[RECORDS FOR THIS EXERCISE]
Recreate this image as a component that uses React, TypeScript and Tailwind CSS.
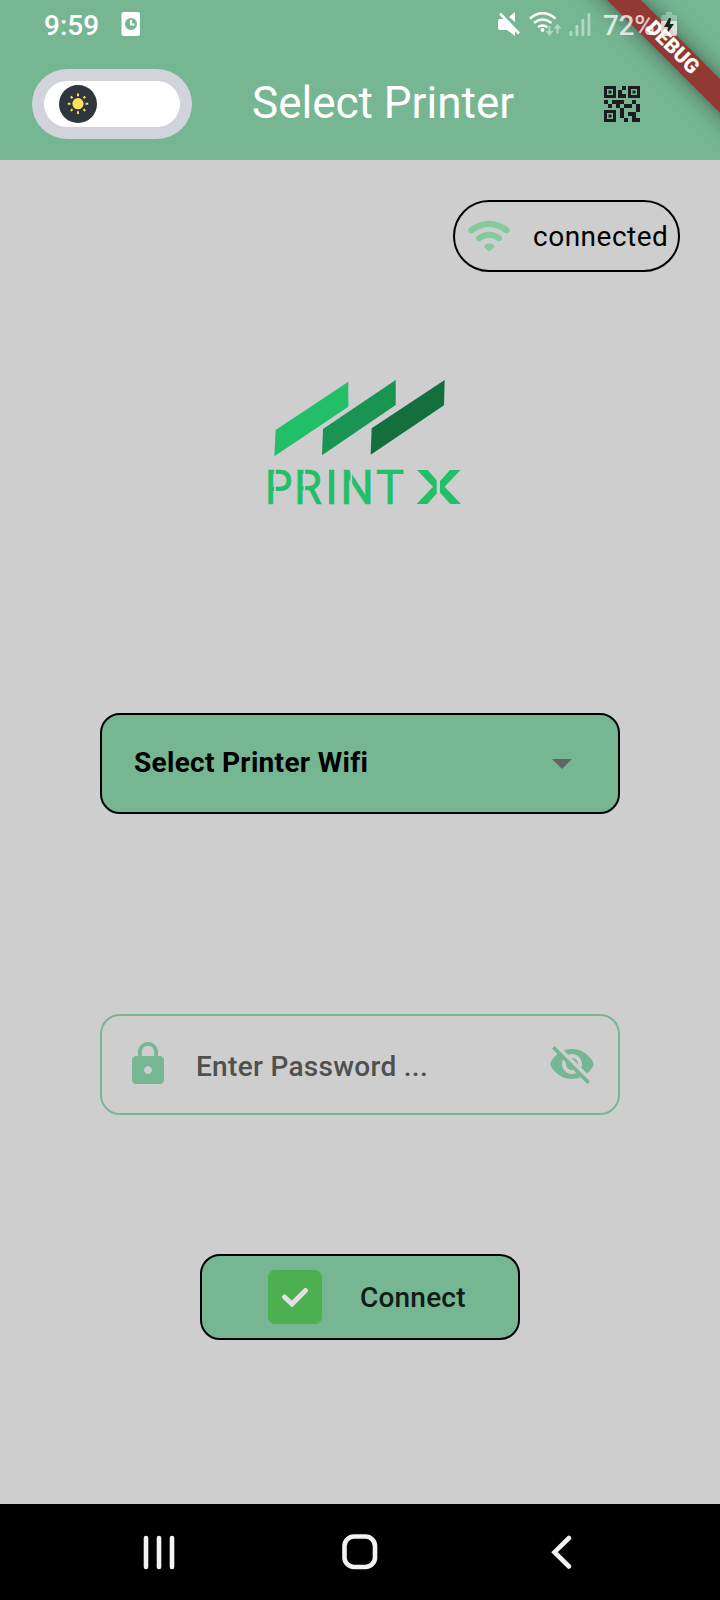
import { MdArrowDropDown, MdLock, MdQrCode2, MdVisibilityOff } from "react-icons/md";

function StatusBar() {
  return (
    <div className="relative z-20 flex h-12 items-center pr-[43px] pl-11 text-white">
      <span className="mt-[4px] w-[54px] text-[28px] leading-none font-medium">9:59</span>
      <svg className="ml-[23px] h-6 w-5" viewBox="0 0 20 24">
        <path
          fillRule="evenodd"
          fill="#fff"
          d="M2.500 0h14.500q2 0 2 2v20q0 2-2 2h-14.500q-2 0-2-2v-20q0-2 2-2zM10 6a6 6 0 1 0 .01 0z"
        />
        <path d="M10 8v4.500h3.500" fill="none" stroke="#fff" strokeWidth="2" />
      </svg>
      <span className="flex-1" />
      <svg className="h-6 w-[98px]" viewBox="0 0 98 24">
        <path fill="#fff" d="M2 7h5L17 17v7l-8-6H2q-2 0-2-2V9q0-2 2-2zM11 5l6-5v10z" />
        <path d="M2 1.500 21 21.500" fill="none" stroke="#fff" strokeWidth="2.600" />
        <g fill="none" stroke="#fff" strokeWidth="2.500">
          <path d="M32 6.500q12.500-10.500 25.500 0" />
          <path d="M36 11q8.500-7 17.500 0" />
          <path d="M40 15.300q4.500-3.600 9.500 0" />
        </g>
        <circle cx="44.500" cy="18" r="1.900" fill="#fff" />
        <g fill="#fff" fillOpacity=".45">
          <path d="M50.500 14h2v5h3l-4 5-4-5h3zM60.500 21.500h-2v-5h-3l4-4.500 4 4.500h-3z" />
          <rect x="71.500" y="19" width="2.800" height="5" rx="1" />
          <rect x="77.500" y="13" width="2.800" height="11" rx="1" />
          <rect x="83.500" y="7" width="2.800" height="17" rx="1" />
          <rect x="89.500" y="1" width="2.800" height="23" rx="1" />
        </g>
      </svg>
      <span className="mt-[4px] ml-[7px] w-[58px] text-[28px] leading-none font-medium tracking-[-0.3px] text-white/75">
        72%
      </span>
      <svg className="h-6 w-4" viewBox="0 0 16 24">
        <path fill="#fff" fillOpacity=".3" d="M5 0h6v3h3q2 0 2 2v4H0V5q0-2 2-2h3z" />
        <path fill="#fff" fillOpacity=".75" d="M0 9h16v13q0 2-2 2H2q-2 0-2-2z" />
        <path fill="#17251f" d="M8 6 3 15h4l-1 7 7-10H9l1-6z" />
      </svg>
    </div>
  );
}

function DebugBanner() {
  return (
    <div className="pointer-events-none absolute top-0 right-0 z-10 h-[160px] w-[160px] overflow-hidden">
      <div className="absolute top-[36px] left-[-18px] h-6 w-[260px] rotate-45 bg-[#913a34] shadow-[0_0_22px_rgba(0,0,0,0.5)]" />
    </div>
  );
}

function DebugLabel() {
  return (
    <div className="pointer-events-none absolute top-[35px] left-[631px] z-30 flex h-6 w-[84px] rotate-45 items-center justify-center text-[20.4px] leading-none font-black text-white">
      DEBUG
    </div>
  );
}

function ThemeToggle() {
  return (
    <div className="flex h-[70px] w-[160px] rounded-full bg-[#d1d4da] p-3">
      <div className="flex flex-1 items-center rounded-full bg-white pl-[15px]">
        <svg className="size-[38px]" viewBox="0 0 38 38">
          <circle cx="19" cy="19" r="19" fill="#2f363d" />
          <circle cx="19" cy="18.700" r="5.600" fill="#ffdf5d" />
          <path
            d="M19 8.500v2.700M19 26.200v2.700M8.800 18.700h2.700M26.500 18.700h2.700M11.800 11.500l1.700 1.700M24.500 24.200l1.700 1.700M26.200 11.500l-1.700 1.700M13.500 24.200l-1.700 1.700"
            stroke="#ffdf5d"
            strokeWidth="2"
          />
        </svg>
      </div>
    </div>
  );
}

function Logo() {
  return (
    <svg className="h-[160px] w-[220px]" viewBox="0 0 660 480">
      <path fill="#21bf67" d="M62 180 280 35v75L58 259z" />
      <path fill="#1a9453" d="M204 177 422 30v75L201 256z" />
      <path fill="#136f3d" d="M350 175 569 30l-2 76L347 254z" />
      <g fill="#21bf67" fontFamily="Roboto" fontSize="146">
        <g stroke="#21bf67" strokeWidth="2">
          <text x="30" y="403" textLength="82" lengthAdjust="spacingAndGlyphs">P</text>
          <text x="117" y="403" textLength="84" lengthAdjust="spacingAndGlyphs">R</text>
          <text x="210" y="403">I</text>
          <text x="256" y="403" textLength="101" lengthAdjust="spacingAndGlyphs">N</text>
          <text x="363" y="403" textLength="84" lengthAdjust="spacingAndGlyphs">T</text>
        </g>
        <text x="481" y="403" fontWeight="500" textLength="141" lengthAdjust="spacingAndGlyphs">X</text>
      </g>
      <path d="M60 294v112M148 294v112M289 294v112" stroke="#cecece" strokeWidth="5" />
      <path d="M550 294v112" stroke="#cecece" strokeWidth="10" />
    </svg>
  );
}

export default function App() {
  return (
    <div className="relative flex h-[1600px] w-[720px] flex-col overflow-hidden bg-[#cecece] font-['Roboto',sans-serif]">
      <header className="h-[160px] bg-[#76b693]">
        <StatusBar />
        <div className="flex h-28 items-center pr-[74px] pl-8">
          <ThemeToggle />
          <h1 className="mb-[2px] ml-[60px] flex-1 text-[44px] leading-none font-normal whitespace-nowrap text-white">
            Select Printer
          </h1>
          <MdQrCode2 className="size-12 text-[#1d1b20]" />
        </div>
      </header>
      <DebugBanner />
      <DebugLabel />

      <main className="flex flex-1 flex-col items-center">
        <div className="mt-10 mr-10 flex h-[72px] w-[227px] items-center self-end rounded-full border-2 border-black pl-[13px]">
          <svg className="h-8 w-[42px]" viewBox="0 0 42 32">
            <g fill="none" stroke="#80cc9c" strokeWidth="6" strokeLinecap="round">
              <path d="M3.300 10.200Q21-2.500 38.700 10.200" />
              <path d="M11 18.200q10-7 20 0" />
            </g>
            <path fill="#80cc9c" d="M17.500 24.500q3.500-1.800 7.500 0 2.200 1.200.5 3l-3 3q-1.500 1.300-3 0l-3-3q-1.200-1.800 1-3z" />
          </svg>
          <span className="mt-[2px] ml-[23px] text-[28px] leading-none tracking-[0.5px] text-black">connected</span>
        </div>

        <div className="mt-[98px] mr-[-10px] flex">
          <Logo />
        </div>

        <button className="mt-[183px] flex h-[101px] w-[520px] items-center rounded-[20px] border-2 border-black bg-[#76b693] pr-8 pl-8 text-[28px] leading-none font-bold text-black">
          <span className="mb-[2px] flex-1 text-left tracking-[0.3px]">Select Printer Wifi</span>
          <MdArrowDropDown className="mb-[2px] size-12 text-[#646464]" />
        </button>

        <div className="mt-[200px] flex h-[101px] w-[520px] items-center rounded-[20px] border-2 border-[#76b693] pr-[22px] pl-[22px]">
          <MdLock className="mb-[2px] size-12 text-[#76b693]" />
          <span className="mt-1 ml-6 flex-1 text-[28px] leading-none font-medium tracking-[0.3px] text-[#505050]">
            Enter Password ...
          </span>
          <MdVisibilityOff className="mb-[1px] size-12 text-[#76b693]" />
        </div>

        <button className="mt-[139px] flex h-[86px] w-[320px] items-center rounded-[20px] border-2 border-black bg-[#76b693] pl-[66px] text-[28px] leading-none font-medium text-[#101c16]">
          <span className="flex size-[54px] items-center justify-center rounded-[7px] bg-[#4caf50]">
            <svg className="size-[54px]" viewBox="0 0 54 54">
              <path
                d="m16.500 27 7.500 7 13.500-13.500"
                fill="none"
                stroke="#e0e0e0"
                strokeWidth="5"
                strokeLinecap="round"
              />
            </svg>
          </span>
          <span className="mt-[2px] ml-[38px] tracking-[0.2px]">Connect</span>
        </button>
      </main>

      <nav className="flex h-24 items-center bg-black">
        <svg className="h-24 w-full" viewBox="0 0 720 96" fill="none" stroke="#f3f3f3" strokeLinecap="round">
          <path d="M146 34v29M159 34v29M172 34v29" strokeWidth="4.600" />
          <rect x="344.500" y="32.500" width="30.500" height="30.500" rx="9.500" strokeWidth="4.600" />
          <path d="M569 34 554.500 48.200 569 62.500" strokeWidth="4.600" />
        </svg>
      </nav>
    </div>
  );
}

* * *

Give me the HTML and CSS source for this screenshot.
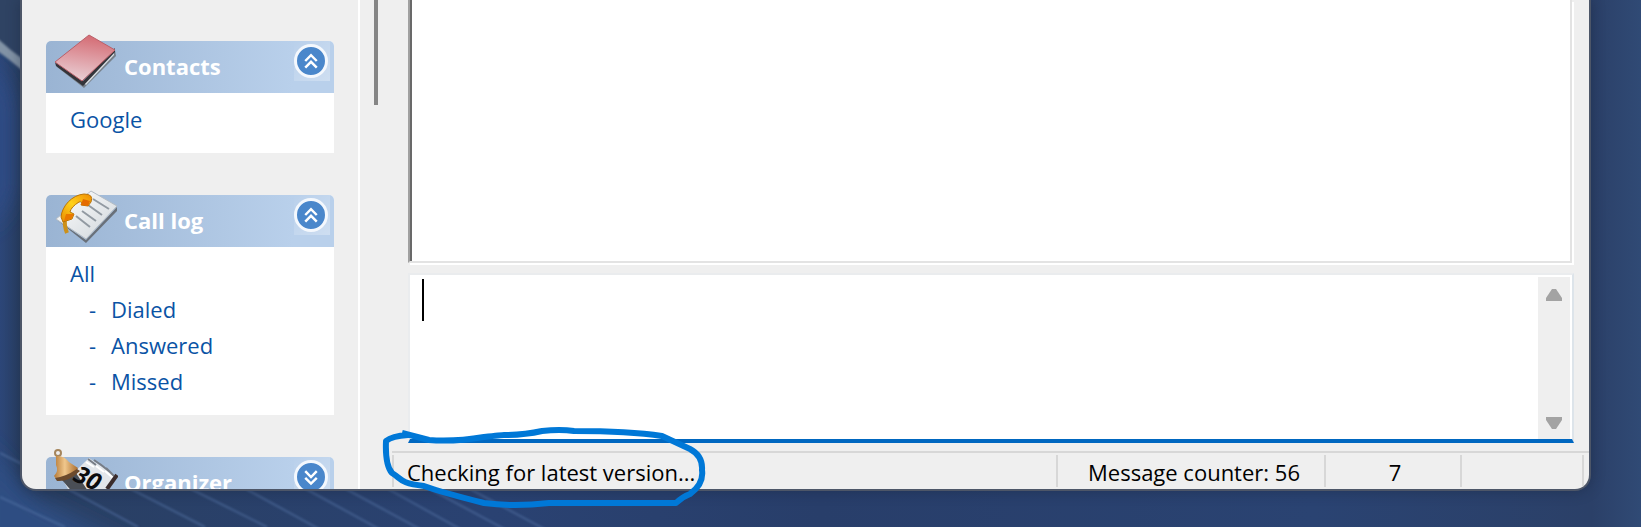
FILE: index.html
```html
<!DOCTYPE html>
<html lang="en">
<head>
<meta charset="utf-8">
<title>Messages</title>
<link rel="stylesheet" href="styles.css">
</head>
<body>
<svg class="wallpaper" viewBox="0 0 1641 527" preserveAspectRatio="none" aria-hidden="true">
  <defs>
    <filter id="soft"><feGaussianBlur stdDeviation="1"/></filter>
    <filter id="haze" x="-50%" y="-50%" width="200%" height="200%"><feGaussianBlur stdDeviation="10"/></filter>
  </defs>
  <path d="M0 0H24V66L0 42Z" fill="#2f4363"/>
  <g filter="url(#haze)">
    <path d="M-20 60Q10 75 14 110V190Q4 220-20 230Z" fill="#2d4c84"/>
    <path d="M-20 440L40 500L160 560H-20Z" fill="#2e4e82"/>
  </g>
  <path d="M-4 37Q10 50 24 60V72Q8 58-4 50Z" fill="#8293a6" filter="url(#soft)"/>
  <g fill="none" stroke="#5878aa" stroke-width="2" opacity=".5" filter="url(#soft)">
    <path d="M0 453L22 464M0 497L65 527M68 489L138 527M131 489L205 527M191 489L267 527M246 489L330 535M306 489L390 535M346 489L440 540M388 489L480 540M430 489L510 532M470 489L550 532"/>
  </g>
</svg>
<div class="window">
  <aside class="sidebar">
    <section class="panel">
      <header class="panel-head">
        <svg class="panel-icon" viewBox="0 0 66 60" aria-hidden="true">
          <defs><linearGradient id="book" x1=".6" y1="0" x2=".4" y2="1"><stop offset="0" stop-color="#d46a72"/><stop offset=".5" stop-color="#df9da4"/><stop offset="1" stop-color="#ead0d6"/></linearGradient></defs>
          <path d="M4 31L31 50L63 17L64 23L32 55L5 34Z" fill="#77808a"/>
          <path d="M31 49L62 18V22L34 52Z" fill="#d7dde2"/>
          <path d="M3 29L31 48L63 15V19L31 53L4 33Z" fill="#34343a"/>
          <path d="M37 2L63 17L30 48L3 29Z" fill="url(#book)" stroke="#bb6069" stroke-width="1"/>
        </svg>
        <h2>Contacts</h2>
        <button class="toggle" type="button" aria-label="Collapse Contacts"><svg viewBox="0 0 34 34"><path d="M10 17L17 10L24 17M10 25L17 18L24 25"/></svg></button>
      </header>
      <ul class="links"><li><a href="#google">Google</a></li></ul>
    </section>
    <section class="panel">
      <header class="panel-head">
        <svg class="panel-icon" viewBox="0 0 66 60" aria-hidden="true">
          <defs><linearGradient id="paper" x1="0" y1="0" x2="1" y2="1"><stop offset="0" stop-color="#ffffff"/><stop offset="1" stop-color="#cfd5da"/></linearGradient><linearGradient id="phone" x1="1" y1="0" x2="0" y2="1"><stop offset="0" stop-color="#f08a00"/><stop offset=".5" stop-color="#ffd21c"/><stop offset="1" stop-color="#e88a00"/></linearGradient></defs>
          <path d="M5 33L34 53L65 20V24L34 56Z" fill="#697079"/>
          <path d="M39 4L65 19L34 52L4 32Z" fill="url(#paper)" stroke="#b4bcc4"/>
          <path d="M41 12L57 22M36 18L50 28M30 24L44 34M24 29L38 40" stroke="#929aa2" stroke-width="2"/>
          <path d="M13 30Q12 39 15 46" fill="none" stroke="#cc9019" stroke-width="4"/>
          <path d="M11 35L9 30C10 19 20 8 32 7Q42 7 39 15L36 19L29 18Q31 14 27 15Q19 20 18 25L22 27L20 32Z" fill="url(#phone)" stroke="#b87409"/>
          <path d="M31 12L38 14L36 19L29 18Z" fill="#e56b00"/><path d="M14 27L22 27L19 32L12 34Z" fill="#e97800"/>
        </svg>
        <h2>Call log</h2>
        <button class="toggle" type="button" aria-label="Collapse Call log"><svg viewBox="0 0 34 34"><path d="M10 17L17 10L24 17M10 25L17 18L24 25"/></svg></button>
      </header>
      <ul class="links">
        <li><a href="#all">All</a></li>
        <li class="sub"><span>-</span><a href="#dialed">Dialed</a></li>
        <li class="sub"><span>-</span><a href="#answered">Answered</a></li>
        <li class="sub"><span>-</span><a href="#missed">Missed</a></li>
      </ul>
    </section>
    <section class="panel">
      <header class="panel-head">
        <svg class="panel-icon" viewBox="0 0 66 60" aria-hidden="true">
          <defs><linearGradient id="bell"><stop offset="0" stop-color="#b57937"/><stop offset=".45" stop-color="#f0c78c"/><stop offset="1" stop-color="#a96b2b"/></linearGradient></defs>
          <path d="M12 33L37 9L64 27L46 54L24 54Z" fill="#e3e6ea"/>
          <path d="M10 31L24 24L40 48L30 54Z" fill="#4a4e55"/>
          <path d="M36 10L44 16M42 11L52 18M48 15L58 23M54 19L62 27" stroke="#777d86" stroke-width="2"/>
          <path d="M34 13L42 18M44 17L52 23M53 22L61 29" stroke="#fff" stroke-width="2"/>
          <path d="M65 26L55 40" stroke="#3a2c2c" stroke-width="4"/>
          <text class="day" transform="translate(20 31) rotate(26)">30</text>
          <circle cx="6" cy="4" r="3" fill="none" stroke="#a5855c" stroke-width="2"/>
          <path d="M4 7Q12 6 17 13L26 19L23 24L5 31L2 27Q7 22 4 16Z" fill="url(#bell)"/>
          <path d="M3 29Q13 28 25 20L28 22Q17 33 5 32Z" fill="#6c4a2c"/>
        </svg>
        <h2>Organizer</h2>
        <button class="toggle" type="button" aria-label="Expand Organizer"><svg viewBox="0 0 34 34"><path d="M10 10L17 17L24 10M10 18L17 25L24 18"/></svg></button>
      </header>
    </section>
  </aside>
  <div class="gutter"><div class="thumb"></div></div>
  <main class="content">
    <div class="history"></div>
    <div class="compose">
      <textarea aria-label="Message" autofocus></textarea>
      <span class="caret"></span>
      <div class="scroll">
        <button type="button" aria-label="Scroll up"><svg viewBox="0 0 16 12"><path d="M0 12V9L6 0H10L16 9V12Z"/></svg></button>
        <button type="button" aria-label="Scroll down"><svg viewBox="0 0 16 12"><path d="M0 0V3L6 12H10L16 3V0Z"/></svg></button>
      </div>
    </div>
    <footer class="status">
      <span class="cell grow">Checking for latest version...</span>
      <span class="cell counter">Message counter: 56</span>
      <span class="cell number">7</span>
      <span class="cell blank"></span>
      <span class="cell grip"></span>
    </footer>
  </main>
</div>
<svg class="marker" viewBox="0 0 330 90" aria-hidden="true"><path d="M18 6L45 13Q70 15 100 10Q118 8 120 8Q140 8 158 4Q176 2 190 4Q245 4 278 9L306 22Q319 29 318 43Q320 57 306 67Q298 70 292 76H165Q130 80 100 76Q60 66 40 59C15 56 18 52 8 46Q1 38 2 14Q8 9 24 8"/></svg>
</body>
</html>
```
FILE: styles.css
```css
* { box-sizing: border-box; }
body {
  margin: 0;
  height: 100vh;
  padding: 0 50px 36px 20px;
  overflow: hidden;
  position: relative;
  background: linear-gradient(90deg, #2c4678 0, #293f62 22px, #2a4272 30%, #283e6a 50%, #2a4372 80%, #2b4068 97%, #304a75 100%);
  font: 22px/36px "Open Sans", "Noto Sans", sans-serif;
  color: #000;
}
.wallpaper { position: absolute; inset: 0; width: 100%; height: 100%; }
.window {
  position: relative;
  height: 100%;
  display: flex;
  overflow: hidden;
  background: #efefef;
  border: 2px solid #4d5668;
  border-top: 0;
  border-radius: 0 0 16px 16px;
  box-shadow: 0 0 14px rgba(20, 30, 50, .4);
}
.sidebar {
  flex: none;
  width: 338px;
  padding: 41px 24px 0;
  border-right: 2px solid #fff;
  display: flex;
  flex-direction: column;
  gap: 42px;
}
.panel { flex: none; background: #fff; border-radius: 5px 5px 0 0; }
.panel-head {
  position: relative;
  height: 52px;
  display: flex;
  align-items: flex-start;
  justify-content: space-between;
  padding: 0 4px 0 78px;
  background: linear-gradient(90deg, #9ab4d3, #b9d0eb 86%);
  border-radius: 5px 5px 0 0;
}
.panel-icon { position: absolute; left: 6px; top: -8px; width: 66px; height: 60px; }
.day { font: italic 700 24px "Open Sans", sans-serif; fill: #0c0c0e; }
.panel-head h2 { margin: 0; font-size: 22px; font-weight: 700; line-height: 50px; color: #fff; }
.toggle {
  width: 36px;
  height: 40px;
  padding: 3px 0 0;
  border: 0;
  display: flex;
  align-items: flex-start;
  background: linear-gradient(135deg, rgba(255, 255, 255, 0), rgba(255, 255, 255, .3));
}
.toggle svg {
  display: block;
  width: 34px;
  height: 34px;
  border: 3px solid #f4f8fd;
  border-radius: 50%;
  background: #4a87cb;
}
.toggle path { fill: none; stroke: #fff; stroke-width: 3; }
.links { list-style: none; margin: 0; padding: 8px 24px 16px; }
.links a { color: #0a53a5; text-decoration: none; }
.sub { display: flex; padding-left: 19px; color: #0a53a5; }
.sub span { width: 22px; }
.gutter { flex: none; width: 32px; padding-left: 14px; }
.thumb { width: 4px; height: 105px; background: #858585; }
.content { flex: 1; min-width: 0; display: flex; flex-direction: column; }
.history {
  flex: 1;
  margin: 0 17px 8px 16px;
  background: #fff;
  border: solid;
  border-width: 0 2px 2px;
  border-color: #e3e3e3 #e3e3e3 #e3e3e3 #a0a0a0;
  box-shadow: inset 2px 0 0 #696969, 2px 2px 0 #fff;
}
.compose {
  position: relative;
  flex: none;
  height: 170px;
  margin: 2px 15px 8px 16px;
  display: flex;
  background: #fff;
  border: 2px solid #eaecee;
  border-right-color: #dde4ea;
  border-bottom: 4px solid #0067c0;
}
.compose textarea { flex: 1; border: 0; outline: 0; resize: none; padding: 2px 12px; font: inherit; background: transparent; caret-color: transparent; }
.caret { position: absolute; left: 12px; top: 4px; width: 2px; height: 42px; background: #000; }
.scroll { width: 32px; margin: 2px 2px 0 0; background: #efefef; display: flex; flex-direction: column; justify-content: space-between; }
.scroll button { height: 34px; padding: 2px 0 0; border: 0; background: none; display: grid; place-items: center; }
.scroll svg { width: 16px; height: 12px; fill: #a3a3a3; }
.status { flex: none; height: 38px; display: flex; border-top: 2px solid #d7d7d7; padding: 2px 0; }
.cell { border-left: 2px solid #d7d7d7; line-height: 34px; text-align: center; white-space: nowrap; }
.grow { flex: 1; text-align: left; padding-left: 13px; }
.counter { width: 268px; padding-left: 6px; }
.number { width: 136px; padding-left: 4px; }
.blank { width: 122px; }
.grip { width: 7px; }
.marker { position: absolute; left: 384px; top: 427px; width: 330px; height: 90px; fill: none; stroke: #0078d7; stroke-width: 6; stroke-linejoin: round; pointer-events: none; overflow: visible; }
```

[AIM]
Reproduce only the lines running from the one that has "Recreate this image" through the one that has "MdLock, MdQrCode2, MdVisibilityOff", ends included. Any pictures in that stretch should not be copied.

[EXERCISE ANSWER]
Recreate this image as a component that uses React, TypeScript and Tailwind CSS.
import { MdArrowDropDown, MdLock, MdQrCode2, MdVisibilityOff } from "react-icons/md";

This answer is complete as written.